It’s an unusual invitation for city councillors. One east London resident has personally invited them to visit her at home, which backs onto Veterans Memorial Parkway.
She hopes a visit to her backyard will help put end to what she says is years of suffering from noise pollution.
Collette Dodds says it’s next to impossible to have a conversation in the backyard of her home on Simpson Crescent.
And she wants local policymakers to hear for themselves what she suffers through every day - before they vote on recommendation to turn down a request for a noise wall along Veterans Memorial Parkway.
“This is a highway. It's not a street. It's not a road. It's not a crescent. It's a highway,” she says.
With 25,000 cars and trucks a day passing through, the parkway serves as a major thoroughfare for heavy industrial traffic.
Nick Sauter with the Argyle Community Association says a noise wall was promised years ago - when Veterans Memorial was doubled in size to four lanes.
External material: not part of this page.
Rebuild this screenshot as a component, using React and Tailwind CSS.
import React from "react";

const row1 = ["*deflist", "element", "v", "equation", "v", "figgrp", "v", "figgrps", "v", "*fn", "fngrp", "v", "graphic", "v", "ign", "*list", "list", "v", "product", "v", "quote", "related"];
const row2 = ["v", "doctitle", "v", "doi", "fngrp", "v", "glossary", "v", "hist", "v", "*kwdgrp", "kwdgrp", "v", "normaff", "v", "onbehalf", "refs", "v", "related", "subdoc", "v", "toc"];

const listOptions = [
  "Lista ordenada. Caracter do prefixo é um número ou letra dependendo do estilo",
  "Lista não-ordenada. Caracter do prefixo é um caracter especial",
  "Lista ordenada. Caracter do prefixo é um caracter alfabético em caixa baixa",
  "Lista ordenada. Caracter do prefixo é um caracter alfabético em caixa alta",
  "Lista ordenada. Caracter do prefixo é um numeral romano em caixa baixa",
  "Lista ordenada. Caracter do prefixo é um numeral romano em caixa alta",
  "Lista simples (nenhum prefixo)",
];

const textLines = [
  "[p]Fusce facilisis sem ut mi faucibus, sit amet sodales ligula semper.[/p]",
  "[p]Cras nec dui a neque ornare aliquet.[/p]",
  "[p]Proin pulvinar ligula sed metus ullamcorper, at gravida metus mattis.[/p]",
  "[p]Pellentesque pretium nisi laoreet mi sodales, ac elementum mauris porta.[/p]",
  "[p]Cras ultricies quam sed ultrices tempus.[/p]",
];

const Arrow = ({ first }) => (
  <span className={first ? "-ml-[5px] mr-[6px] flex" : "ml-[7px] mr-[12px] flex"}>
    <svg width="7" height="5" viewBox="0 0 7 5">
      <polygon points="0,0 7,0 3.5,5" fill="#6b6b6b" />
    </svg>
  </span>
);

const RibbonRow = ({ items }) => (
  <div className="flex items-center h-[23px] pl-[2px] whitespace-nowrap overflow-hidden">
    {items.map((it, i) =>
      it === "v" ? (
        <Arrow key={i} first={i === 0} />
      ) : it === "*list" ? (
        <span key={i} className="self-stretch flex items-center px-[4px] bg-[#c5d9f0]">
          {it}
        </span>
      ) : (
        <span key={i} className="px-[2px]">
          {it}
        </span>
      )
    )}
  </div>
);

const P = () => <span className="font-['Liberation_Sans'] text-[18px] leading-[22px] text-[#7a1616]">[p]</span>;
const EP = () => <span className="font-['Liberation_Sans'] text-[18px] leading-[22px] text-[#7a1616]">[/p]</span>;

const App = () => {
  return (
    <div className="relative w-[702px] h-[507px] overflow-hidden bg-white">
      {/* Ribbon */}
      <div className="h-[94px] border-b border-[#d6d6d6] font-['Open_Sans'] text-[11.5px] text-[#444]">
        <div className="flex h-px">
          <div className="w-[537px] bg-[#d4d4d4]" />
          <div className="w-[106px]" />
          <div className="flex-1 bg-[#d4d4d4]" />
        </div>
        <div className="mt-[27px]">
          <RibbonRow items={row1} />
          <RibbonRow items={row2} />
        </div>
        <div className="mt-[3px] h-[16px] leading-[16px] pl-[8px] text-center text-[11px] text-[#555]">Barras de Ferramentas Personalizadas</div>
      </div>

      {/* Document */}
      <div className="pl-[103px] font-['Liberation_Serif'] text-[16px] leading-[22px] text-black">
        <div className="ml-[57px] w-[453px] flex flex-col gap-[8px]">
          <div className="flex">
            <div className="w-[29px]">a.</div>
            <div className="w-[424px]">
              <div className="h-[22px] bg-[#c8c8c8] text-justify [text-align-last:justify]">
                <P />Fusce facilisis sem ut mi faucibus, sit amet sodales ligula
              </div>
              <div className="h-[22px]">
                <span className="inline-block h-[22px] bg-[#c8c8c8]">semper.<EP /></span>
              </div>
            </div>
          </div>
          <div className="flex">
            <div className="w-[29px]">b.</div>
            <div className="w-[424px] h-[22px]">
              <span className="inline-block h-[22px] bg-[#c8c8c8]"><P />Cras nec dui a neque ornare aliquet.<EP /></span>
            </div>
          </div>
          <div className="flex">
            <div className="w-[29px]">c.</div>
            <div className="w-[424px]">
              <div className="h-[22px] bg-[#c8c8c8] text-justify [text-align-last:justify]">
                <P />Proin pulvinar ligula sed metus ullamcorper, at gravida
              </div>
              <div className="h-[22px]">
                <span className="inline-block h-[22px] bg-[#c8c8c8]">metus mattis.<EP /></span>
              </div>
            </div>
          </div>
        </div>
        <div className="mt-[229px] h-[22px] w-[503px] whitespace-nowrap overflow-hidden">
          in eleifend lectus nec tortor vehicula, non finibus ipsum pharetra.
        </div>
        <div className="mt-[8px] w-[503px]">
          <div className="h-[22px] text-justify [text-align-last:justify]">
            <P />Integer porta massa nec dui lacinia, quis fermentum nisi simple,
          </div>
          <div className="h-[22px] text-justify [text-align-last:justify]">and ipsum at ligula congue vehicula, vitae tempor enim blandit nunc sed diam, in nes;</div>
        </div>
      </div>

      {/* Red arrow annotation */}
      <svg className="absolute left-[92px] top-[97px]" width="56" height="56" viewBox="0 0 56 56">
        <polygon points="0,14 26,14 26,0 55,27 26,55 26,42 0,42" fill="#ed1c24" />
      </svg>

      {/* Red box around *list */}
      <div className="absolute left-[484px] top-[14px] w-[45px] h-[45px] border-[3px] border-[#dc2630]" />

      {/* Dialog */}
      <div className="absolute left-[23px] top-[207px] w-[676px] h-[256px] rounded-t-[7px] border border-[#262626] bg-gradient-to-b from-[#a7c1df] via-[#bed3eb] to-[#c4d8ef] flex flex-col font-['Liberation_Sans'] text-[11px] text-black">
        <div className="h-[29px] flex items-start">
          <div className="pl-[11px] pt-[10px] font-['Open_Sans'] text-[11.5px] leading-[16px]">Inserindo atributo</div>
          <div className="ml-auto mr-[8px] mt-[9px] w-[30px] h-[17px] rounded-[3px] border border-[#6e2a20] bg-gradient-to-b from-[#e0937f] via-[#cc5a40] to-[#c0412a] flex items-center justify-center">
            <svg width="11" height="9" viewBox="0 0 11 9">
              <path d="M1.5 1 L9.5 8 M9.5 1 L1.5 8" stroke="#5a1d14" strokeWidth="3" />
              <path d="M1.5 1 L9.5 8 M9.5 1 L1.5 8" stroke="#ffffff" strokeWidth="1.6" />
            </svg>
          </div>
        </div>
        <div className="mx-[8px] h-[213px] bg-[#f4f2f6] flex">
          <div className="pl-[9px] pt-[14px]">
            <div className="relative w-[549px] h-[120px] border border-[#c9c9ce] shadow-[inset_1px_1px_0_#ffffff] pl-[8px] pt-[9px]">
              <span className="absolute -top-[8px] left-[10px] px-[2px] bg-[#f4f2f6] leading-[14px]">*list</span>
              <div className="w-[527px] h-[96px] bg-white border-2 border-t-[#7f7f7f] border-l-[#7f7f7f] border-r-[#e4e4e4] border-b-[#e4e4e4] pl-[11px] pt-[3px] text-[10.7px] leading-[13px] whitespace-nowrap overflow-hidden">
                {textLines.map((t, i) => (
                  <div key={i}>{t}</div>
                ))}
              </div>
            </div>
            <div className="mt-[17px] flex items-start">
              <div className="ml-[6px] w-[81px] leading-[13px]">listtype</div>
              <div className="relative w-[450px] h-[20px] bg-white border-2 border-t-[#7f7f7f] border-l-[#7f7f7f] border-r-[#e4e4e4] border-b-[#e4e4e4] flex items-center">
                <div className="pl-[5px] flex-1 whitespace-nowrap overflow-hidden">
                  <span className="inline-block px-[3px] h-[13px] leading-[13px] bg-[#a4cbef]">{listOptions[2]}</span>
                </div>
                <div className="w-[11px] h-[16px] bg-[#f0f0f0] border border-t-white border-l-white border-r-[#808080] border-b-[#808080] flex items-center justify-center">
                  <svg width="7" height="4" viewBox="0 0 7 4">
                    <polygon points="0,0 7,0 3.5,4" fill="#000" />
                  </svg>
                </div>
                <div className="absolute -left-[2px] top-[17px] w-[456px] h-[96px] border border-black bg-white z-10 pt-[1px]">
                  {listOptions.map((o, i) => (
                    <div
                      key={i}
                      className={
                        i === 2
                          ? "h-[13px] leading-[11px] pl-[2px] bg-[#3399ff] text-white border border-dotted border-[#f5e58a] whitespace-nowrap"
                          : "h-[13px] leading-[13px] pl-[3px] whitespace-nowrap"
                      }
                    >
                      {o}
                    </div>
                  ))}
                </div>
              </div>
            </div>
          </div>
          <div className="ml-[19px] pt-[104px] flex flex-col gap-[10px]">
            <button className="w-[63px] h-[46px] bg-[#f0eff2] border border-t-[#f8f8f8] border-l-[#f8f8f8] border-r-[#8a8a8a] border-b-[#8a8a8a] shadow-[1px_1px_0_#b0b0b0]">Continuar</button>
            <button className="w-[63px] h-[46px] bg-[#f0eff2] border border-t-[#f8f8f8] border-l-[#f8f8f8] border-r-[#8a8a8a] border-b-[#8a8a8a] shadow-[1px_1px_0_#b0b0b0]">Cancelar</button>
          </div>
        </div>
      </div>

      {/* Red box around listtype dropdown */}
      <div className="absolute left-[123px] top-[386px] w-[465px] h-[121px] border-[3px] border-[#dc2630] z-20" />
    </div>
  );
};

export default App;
“If the councillors were to come out here to one of the backyards what would they experience? They would experience especially over a period of time the same discomfort and stress that these people who live here have to face every single day.”
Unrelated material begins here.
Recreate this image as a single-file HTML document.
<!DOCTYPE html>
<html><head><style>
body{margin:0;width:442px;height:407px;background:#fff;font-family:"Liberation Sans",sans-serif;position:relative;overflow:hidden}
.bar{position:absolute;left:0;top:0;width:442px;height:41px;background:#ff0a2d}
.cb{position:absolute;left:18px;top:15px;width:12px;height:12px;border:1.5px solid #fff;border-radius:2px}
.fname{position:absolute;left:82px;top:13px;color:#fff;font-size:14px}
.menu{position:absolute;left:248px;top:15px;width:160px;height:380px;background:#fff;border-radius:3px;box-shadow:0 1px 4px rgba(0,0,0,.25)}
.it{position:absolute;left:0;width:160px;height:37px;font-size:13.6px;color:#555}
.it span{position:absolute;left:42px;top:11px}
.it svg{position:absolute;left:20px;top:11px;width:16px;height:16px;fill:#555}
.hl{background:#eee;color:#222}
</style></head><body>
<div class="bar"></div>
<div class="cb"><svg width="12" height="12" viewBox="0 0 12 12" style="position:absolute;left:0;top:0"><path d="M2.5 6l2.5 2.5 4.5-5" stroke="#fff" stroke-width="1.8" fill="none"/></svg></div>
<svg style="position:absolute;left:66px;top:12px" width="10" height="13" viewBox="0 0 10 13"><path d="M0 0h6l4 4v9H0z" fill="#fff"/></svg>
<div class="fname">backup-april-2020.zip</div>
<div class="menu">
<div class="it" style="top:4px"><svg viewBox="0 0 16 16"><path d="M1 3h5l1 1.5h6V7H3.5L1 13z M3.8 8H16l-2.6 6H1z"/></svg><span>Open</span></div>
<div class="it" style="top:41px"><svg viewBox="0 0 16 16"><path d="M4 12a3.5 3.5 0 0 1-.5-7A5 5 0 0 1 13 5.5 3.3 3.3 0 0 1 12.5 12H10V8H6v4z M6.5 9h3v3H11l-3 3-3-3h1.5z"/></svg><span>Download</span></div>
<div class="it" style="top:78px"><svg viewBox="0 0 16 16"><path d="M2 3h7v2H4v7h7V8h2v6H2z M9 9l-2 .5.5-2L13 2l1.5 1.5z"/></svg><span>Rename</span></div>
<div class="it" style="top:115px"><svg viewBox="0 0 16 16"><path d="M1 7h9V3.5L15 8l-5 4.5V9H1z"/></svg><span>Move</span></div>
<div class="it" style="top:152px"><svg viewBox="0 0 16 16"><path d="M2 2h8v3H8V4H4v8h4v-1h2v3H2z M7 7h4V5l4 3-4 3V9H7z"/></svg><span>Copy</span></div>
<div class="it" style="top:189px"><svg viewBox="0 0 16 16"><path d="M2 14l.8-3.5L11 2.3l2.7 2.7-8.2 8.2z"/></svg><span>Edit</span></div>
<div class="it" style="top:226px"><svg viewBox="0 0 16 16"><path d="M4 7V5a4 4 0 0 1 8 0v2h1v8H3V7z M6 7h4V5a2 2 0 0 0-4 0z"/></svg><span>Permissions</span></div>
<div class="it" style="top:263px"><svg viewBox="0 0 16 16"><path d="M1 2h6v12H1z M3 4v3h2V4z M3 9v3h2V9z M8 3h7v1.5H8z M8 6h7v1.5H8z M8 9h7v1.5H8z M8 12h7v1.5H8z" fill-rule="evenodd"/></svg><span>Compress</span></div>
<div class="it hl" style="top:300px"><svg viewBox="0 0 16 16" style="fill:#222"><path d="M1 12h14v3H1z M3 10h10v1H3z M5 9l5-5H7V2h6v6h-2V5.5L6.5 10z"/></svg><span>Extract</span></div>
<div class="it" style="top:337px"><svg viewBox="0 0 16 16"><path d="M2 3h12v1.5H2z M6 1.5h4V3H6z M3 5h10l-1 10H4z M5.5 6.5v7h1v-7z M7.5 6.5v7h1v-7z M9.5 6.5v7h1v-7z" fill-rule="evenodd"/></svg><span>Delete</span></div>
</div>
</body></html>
A consultant's report found the difference in noise level between a wall and a berm would be so minimal that you'd never even notice, so the Civic Works Committee is recommending adding one metre of height to the existing berm among the most sensitive areas.
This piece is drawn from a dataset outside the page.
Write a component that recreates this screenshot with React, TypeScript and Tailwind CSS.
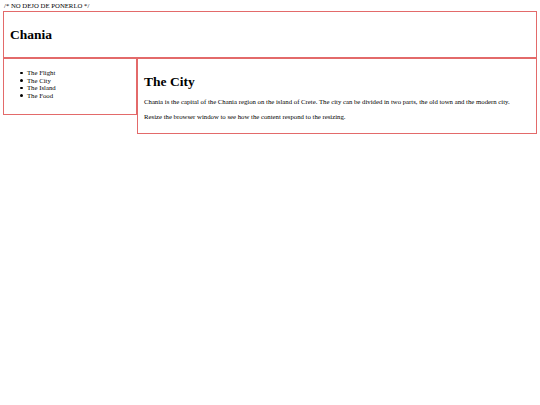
const menuItems = ['The Flight', 'The City', 'The Island', 'The Food'];

export default function App() {
  return (
    <div className="min-h-[405px] bg-white px-[3px] font-['Liberation_Serif',serif] text-[6.75px] leading-[7.5px] text-black">
      <p className="pt-[2px] pl-[1px] h-[11px]">/* NO DEJO DE PONERLO */</p>

      {/* cabecera */}
      <header className="flex h-[47px] items-center border border-[#e36a6a] px-[6px]">
        <h1 className="text-[13.5px] font-bold leading-[15.5px]">Chania</h1>
      </header>

      <div className="flex items-start">
        {/* menú lateral */}
        <nav className="w-[134px] h-[57px] shrink-0 border border-[#e36a6a] pt-[10px]">
          <ul className="pl-[16px]">
            {menuItems.map((item) => (
              <li key={item} className="flex items-center">
                <span className="mr-[4.5px] h-[2.5px] w-[2.5px] rounded-full bg-black" />
                {item}
              </li>
            ))}
          </ul>
        </nav>

        {/* contenido */}
        <main className="flex-1 border border-[#e36a6a] px-[6px] pt-[15px] pb-[12px]">
          <h1 className="text-[13.5px] font-bold leading-[15.5px]">The City</h1>
          <p className="mt-[8.5px]">
            Chania is the capital of the Chania region on the island of Crete. The city can be divided in two parts, the old town and the modern city.
          </p>
          <p className="mt-[7.5px]">
            Resize the browser window to see how the content respond to the resizing.
          </p>
        </main>
      </div>
    </div>
  );
}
There is at least one notable difference between the two plans – the price – according to committee chair Paul Van Meerbergen. Berm improvements would run $300,000 vs. $1.7 million for a wall.
“If we start trying to give excessive standard levels to one location such as the Veterans Memorial Parkway when it's not necessary, other areas of the city are going to be coming forward wanting the same treatment and who could blame them. And therefore we're opening ourselves up to millions of dollars in noise attenuation improvements, which provide little or no benefits,” Van Meerbergen says.
But Dodds says “If you're not here and you're not listening to it then you don’t know what's happening.”